Attorney hopes high court will settle county/school board relationships

Published 5:33 pm Monday, April 14, 2008

By Staff
Court agrees to hear case on same day it denies Dell review
By DAN PARSONS
Staff Writer
North Carolina’s Supreme Court agreed Friday to review lower court decisions in a lawsuit involving the Beaufort County Board of Commissioners and the county’s school board — the same day it declined to review the case questioning the constitutionality of an incentive package that brought Dell Computers to the state.
That context excites Neil Yarborough, a Fayetteville attorney representing the Beaufort County Board of Commissioners. Attorneys Brian C. Shaw and Richard Schwartz represented the school board in the case.
He is confident the high court has chosen to consider the case based on the argument that he and commissioners have been making since the suit was brought two years ago.
The high court’s order granting the review was issued Thursday. The county was notified Friday. The order asks the question: “Is the statutory framework for resolving school funding disputes between the county board of education and the county board of commissioners constitutional?”
In July 2006, the school board took the county to court on the basis that their appropriated funds were not adequate to run county schools for the next fiscal year.
A jury subsequently awarded the school board $765,783, upping its local appropriation for the fiscal year from $9.4 million to $10.2 million. The county appealed the case.
The appeal was entered Aug. 9, 2006 by Judge William C. Griffin Jr. in Beaufort County Superior Court.
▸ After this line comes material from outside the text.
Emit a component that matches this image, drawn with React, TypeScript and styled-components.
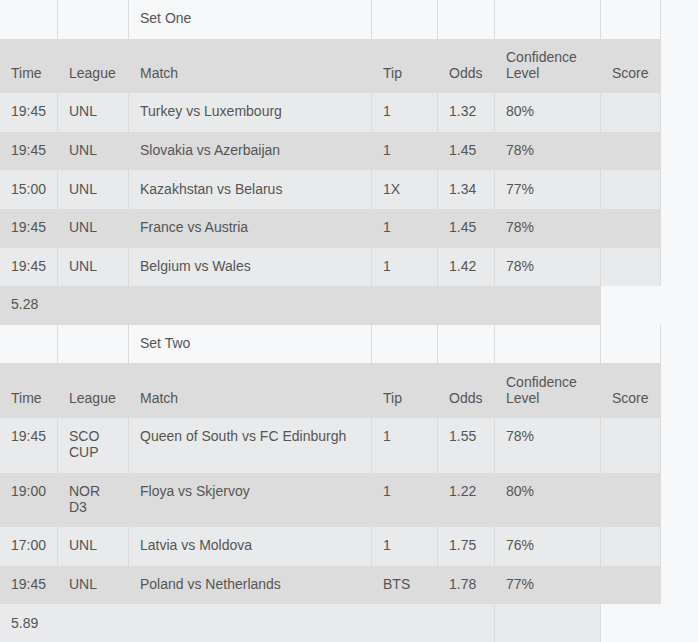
import React from "react";
import styled, { createGlobalStyle, css } from "styled-components";

const GlobalStyle = createGlobalStyle`
  html, body {
    margin: 0;
    padding: 0;
    background: #f7f8fa;
  }
  body {
    font-family: "Liberation Sans", Arial, sans-serif;
    font-size: 14px;
    color: #555;
  }
`;

type Tone = "set" | "head" | "light" | "dark";

const toneBg: Record<Tone, string> = {
  set: "#f7f8fa",
  head: "#dcdcdc",
  light: "#e9eaeb",
  dark: "#dcdcdc",
};

const Table = styled.table`
  width: 661px;
  table-layout: fixed;
  border-collapse: separate;
  border-spacing: 0;
  font-size: 14px;
  color: #555;
`;

const Row = styled.tr<{ $tone: Tone }>`
  & > td,
  & > th {
    background: ${(p) => toneBg[p.$tone]};
  }
  ${(p) =>
    p.$tone === "head" &&
    css`
      & > th {
        vertical-align: bottom;
      }
    `}
`;

const Cell = styled.td<{ $noBorder?: boolean }>`
  box-sizing: border-box;
  padding: 10.3px 11px 12.3px;
  line-height: 16px;
  text-align: left;
  vertical-align: top;
  font-weight: normal;
  border-right: 1px solid ${(p) => (p.$noBorder ? "transparent" : "#dcdcdc")};
  white-space: normal;
`;

const HeadCell = styled(Cell).attrs({ as: "th" })``;

const widths = [58, 71, 243, 66, 57, 106, 60];

type Match = {
  time: string;
  league: string;
  match: string;
  tip: string;
  odds: string;
  conf: string;
};

type SetData = {
  title: string;
  total: string;
  matches: Match[];
  totalTone: Tone;
};

const sets: SetData[] = [
  {
    title: "Set One",
    total: "5.28",
    totalTone: "dark",
    matches: [
      { time: "19:45", league: "UNL", match: "Turkey vs Luxembourg", tip: "1", odds: "1.32", conf: "80%" },
      { time: "19:45", league: "UNL", match: "Slovakia vs Azerbaijan", tip: "1", odds: "1.45", conf: "78%" },
      { time: "15:00", league: "UNL", match: "Kazakhstan vs Belarus", tip: "1X", odds: "1.34", conf: "77%" },
      { time: "19:45", league: "UNL", match: "France vs Austria", tip: "1", odds: "1.45", conf: "78%" },
      { time: "19:45", league: "UNL", match: "Belgium vs Wales", tip: "1", odds: "1.42", conf: "78%" },
    ],
  },
  {
    title: "Set Two",
    total: "5.89",
    totalTone: "light",
    matches: [
      { time: "19:45", league: "SCO CUP", match: "Queen of South vs FC Edinburgh", tip: "1", odds: "1.55", conf: "78%" },
      { time: "19:00", league: "NOR D3", match: "Floya vs Skjervoy", tip: "1", odds: "1.22", conf: "80%" },
      { time: "17:00", league: "UNL", match: "Latvia vs Moldova", tip: "1", odds: "1.75", conf: "76%" },
      { time: "19:45", league: "UNL", match: "Poland vs Netherlands", tip: "BTS", odds: "1.78", conf: "77%" },
    ],
  },
];

const LeagueText = styled.span`
  display: inline-block;
  max-width: 36px;
`;

function SetRows({ data }: { data: SetData }) {
  return (
    <>
      <Row $tone="set">
        <Cell />
        <Cell />
        <Cell>{data.title}</Cell>
        <Cell />
        <Cell />
        <Cell />
        <Cell />
      </Row>
      <Row $tone="head">
        <HeadCell $noBorder>Time</HeadCell>
        <HeadCell $noBorder>League</HeadCell>
        <HeadCell $noBorder>Match</HeadCell>
        <HeadCell $noBorder>Tip</HeadCell>
        <HeadCell $noBorder>Odds</HeadCell>
        <HeadCell $noBorder>Confidence Level</HeadCell>
        <HeadCell $noBorder>Score</HeadCell>
      </Row>
      {data.matches.map((m, i) => (
        <Row key={i} $tone={i % 2 === 0 ? "light" : "dark"}>
          <Cell>{m.time}</Cell>
          <Cell>
            <LeagueText>{m.league}</LeagueText>
          </Cell>
          <Cell>{m.match}</Cell>
          <Cell>{m.tip}</Cell>
          <Cell>{m.odds}</Cell>
          <Cell>{m.conf}</Cell>
          <Cell />
        </Row>
      ))}
      <Row $tone={data.totalTone}>
        <Cell colSpan={5}>{data.total}</Cell>
        <Cell />
      </Row>
    </>
  );
}

export default function App() {
  return (
    <>
      <GlobalStyle />
      <Table>
        <colgroup>
          {widths.map((w, i) => (
            <col key={i} style={{ width: w }} />
          ))}
        </colgroup>
        <tbody>
          {sets.map((s) => (
            <SetRows key={s.title} data={s} />
          ))}
        </tbody>
      </Table>
    </>
  );
}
It was heard by the Court of Appeals on Aug. 23, 2007. In February, the Court of Appeals issued a ruling upholding the jury’s decision.
Yarborough argued Sunday that in 2006 the school board was asking the county to fund a shortfall in state funding — something he contends the county is not constitutionally obligated to do. In settling that issue, Yarborough said the high court could “alleviate uncertainty across the state,” regarding the funding relationship between county governments and local school boards.
County governments are required to adequately fund certain school system needs, such as money for building and maintaining schools. Counties can go above and beyond their funding obligations and appropriate money for things like teacher subsidies, but are not required by law to do so, Yarborough said.
The Supreme Court case, which probably will not be deliberated for a matter of months, will determine if counties are legally required to fund school-board requests beyond those “certain, specific” things the law requires counties to pay for, he said. At least in the case involving the Beaufort County boards, Yarborough and the commissioners contend it was not their obligation, but the state’s.